Handling of Unicode¶
This package presents all text strings as Python unicode objects.
From Excel 97 onwards, text in Excel spreadsheets has been stored as UTF-16LE
(a 16-bit Unicode Transformation Format).
Older files (Excel 95 and earlier) don’t keep strings in Unicode;
a CODEPAGE
record provides a codepage number (for example, 1252) which is
used by xlrd to derive the encoding (for same example: “cp1252”) which is
used to translate to Unicode.
If the CODEPAGE
record is missing (possible if the file was created
by third-party software), xlrd
will assume that the encoding is ascii,
and keep going.

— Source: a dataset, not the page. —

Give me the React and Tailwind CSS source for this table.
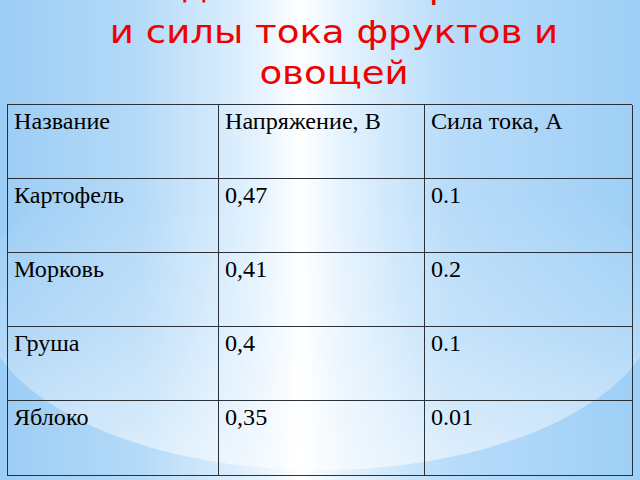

If the actual encoding is not ascii, a
UnicodeDecodeError
exception will be raised and
you will need to determine the encoding yourself, and tell xlrd:
book = xlrd.open_workbook(..., encoding_override="cp1252")
If the CODEPAGE
record exists but is wrong (for example, the codepage
number is 1251, but the strings are actually encoded in koi8_r),
it can be overridden using the same mechanism.
The supplied runxlrd.py
has a corresponding command-line argument, which
may be used for experimentation:
runxlrd.py -e koi8_r 3rows myfile.xls
The first place to look for an encoding, the “codec name”, is the Python documentation.